Why Public Participation Matters
Public participation is paramount when developing regulations for emerging technologies such as ADS. Key reasons why the FMCSA's invitation for public comments is crucial include:
Public input ensures that a wide range of perspectives and experiences are considered, leading to more comprehensive regulations. Different stakeholders, including drivers, fleet operators, researchers, and safety advocates, bring unique insights that can help identify potential challenges and devise effective solutions.
Addressing Safety Concerns
Safety is of utmost importance when it comes to implementing ADS in CMVs. By encouraging public participation, the FMCSA can identify safety concerns, potential risks, and areas where regulations may need further refinement to ensure public safety on the roads.
Balancing Innovation and Regulation
Striking the right balance between encouraging innovation and implementing effective regulations is essential. Public comments can help policymakers understand the potential impact of ADS on various stakeholders, while ensuring that regulations facilitate innovation while safeguarding public interest.
Building Trust and Transparency
Soliciting public comments fosters transparency and builds trust between the regulatory authorities, industry stakeholders, and the public. When people feel heard and included in the decision-making process, they are more likely to support and comply with the resulting regulations.
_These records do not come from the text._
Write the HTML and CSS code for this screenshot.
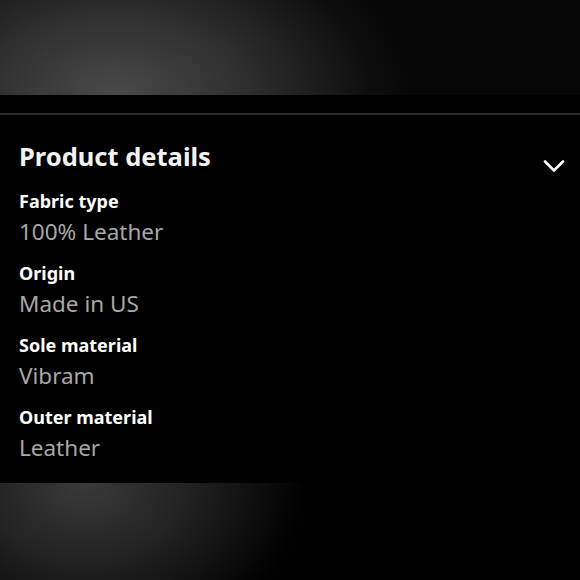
FILE: index.html
```html
<!DOCTYPE html>
<html lang="en">
<head>
  <meta charset="UTF-8" />
  <meta name="viewport" content="width=device-width, initial-scale=1.0" />
  <title>Product details</title>
  <link rel="stylesheet" href="styles.css">
</head>
<body>
  <div class="glow glow-top"></div>
  <div class="spacer"></div>

  <section class="details">
    <div class="details-head">
      <h2>Product details</h2>
      <svg class="chevron" width="22" height="14" viewBox="0 0 22 14">
        <path d="M2 3.5 L11 12.5 L20 3.5" fill="none" stroke="#fff" stroke-width="2.6" stroke-linecap="round" stroke-linejoin="round"/>
      </svg>
    </div>

    <dl class="spec-list">
      <div class="spec">
        <dt>Fabric type</dt>
        <dd>100% Leather</dd>
      </div>
      <div class="spec">
        <dt>Origin</dt>
        <dd>Made in US</dd>
      </div>
      <div class="spec">
        <dt>Sole material</dt>
        <dd>Vibram</dd>
      </div>
      <div class="spec">
        <dt>Outer material</dt>
        <dd>Leather</dd>
      </div>
    </dl>
  </section>

  <div class="glow glow-bottom"></div>
</body>
</html>
```

FILE: styles.css
```css
body {
  margin: 0;
  background: #000;
  color: #fff;
  font-family: 'Noto Sans', 'Open Sans', Arial, sans-serif;
  width: 580px;
  height: 580px;
  overflow: hidden;
}

/* blurred product photo areas */
.glow {
  width: 100%;
}

.glow-top {
  height: 95px;
  background: radial-gradient(ellipse 300px 190px at 115px 95px, #4a4a4a 0%, #2e2e2e 45%, #0e0e0e 85%, #060606 100%);
}

.glow-bottom {
  height: 97px;
  background: radial-gradient(ellipse 220px 170px at 85px 0px, #3a3a3a 0%, #232323 45%, #080808 88%, #000 100%);
}

.spacer {
  height: 18px;
  border-bottom: 2px solid #2a2b2f;
}

.details {
  padding: 25px 15px 0 19px;
  height: 368px;
  box-sizing: border-box;
}

.details-head {
  display: flex;
  align-items: flex-start;
  justify-content: space-between;
}

h2 {
  margin: 0;
  font-size: 25.5px;
  font-weight: bold;
  line-height: 32px;
  color: #f2f2f2;
}

.chevron {
  margin-top: 18px;
}

.spec-list {
  margin: 16px 0 0;
  display: flex;
  flex-direction: column;
  gap: 12px;
}

.spec dt {
  font-size: 18px;
  font-weight: bold;
  line-height: 27px;
}

.spec dd {
  margin: 0;
  font-size: 22.5px;
  line-height: 33px;
  color: #a8a8a8;
}
```
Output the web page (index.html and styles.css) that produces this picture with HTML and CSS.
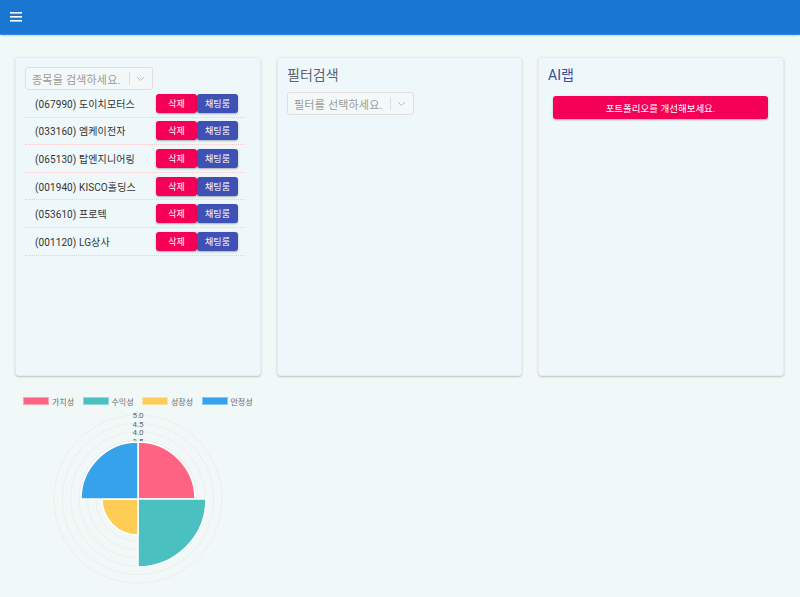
FILE: index.html
```html
<!DOCTYPE html>
<html lang="ko">
<head>
<meta charset="utf-8">
<title>Portfolio</title>
<link rel="stylesheet" href="styles.css">
</head>
<body>
<header class="appbar">
  <svg class="menu-icon" width="14" height="12" viewBox="0 0 14 12"><rect x="1" y="1" width="12" height="1.6" fill="#fff"/><rect x="1" y="5" width="12" height="1.6" fill="#fff"/><rect x="1" y="9" width="12" height="1.6" fill="#fff"/></svg>
</header>
<main class="main">
  <section class="cards">
    <div class="card">
      <div class="select select-stock">
        <span class="placeholder">종목을 검색하세요.</span>
        <span class="sep"></span>
        <svg class="chev" width="9" height="6" viewBox="0 0 9 6"><path d="M1 1 L4.5 4.5 L8 1" fill="none" stroke="#bbb" stroke-width="1"/></svg>
      </div>
      <ul class="stock-list">
        <li class="stock-row"><span class="stock-name">(067990) 도이치모터스</span><span class="btns"><button class="btn btn-del">삭제</button><button class="btn btn-chat">채팅룸</button></span></li>
        <li class="stock-row"><span class="stock-name">(033160) 엠케이전자</span><span class="btns"><button class="btn btn-del">삭제</button><button class="btn btn-chat">채팅룸</button></span></li>
        <li class="stock-row"><span class="stock-name">(065130) 탑엔지니어링</span><span class="btns"><button class="btn btn-del">삭제</button><button class="btn btn-chat">채팅룸</button></span></li>
        <li class="stock-row"><span class="stock-name">(001940) KISCO홀딩스</span><span class="btns"><button class="btn btn-del">삭제</button><button class="btn btn-chat">채팅룸</button></span></li>
        <li class="stock-row"><span class="stock-name">(053610) 프로텍</span><span class="btns"><button class="btn btn-del">삭제</button><button class="btn btn-chat">채팅룸</button></span></li>
        <li class="stock-row"><span class="stock-name">(001120) LG상사</span><span class="btns"><button class="btn btn-del">삭제</button><button class="btn btn-chat">채팅룸</button></span></li>
      </ul>
    </div>
    <div class="card">
      <h2 class="card-title">필터검색</h2>
      <div class="select select-filter">
        <span class="placeholder">필터를 선택하세요.</span>
        <span class="sep"></span>
        <svg class="chev" width="9" height="6" viewBox="0 0 9 6"><path d="M1 1 L4.5 4.5 L8 1" fill="none" stroke="#bbb" stroke-width="1"/></svg>
      </div>
    </div>
    <div class="card">
      <h2 class="card-title title-ai">AI랩</h2>
      <button class="btn-improve">포트폴리오를 개선해보세요.</button>
    </div>
  </section>
  <section class="chart">
    <div class="legend">
      <span class="legend-item"><span class="swatch sw-pink"></span>가치성</span>
      <span class="legend-item"><span class="swatch sw-teal"></span>수익성</span>
      <span class="legend-item"><span class="swatch sw-yellow"></span>성장성</span>
      <span class="legend-item"><span class="swatch sw-blue"></span>안정성</span>
    </div>
    <svg class="polar" width="275" height="190" viewBox="0 0 275 190">
      <g fill="none" stroke="#f6cfcf" stroke-width="0.8" stroke-dasharray="1.2 1.6">
        <circle cx="138" cy="93" r="8.4"/><circle cx="138" cy="93" r="16.8"/><circle cx="138" cy="93" r="25.2"/><circle cx="138" cy="93" r="33.6"/><circle cx="138" cy="93" r="42"/><circle cx="138" cy="93" r="50.4"/><circle cx="138" cy="93" r="58.8"/><circle cx="138" cy="93" r="67.2"/><circle cx="138" cy="93" r="75.6"/><circle cx="138" cy="93" r="84"/>
      </g>
      <g font-family="Roboto, 'Noto Sans', sans-serif" font-size="8" fill="#666" text-anchor="middle">
        <text x="138" y="12">5.0</text>
        <text x="138" y="20.5">4.5</text>
        <text x="138" y="29">4.0</text>
        <text x="138" y="37.5">3.5</text>
      </g>
      <g stroke="#fff" stroke-width="1.5">
        <path d="M138 93 L138 36 A57 57 0 0 1 195 93 Z" fill="#ff6384"/>
        <path d="M138 93 L206 93 A68 68 0 0 1 138 161 Z" fill="#4bc0c0"/>
        <path d="M138 93 L138 129 A36 36 0 0 1 102 93 Z" fill="#ffcd56"/>
        <path d="M138 93 L81 93 A57 57 0 0 1 138 36 Z" fill="#36a2eb"/>
      </g>
    </svg>
  </section>
</main>
</body>
</html>
```
FILE: styles.css
```css
* { box-sizing: border-box; }
html, body { margin: 0; padding: 0; }
body {
  background: #f1f8f8;
  font-family: Roboto, "Noto Sans CJK KR", "Noto Sans", sans-serif;
  color: #333;
  width: 800px;
  height: 597px;
  overflow: hidden;
}
.appbar {
  height: 35px;
  background: #1976d2;
  display: flex;
  align-items: center;
  padding-left: 9px;
  box-shadow: 0 1px 2px rgba(0,0,0,0.15);
  border-bottom: 1px dotted rgba(255,170,170,0.35);
}
.menu-icon { display: block; }
.main { padding: 22px 16px 0 15px; }
.cards {
  display: grid;
  grid-template-columns: 246px 245px 246px;
  gap: 16px;
}
.card {
  height: 319px;
  background: #eef8fa;
  border-radius: 4px;
  border: 1px dotted rgba(240,190,190,0.45);
  box-shadow: 0 1px 2px rgba(0,0,0,0.22);
  padding: 9px 9px;
}
.select {
  display: flex;
  align-items: center;
  height: 23px;
  border: 1px solid #e4dede;
  border-radius: 3px;
  background: #f3f9f9;
  padding-left: 6px;
}
.select-stock { width: 128px; }
.select-filter { width: 127px; }
.placeholder { font-size: 11px; color: #999; letter-spacing: 0.2px; flex: 1; white-space: nowrap; }
.sep { width: 1px; height: 13px; background: #ddd; margin-right: 6px; }
.chev { margin-right: 7px; display: block; }
.stock-list { list-style: none; margin: 0; padding: 0; width: 220px; }
.stock-row {
  height: 27.6px;
  display: flex;
  align-items: center;
  justify-content: space-between;
  padding: 0 7px 0 10px;
  border-bottom: 1px dotted rgba(240,170,170,0.55);
}
.stock-name { font-size: 10px; color: #333; letter-spacing: 0.1px; }
.btns { display: flex; }
.btn {
  width: 41px;
  height: 19px;
  border: none;
  color: #fff;
  font-family: inherit;
  font-size: 9px;
  font-weight: 400;
  padding: 0;
  border-radius: 3px;
  box-shadow: 0 1px 2px rgba(0,0,0,0.3);
}
.btn-del { background: #f50057; }
.btn-chat { background: #3f51b5; }
.card-title {
  margin: 0;
  height: 25px;
  font-size: 14px;
  font-weight: 400;
  color: #5f6070;
  line-height: 16px;
}
.title-ai { color: #3f4a9a; height: 29px; }
.btn-improve {
  display: block;
  width: 215px;
  height: 23px;
  margin: 0 0 0 5px;
  background: #f50057;
  color: #fff;
  border: none;
  border-radius: 3px;
  font-family: inherit;
  font-size: 9.5px;
  box-shadow: 0 1px 2px rgba(0,0,0,0.3);
}
.chart { margin: 20px 0 0 -15px; }
.legend { display: flex; padding-left: 23px; height: 10px; align-items: center; }
.legend-item { display: flex; align-items: center; font-size: 8px; color: #666; width: 59.5px; }
.swatch { width: 26px; height: 8px; margin-right: 3px; border: 1px solid rgba(255,255,255,0.4); }
.sw-pink { background: #ff6384; }
.sw-teal { background: #4bc0c0; }
.sw-yellow { background: #ffcd56; }
.sw-blue { background: #36a2eb; }
.polar { display: block; }
```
YOUR fEEDBACK is important
It's important to recognize that regulations are continuously evolving as technology advances and more knowledge is gained about the benefits and challenges of autonomous trucking. As a result, it is crucial for drivers, trucking companies, and other industry professionals to stay informed and engage in ongoing discussions with regulatory bodies to shape effective and appropriate regulations.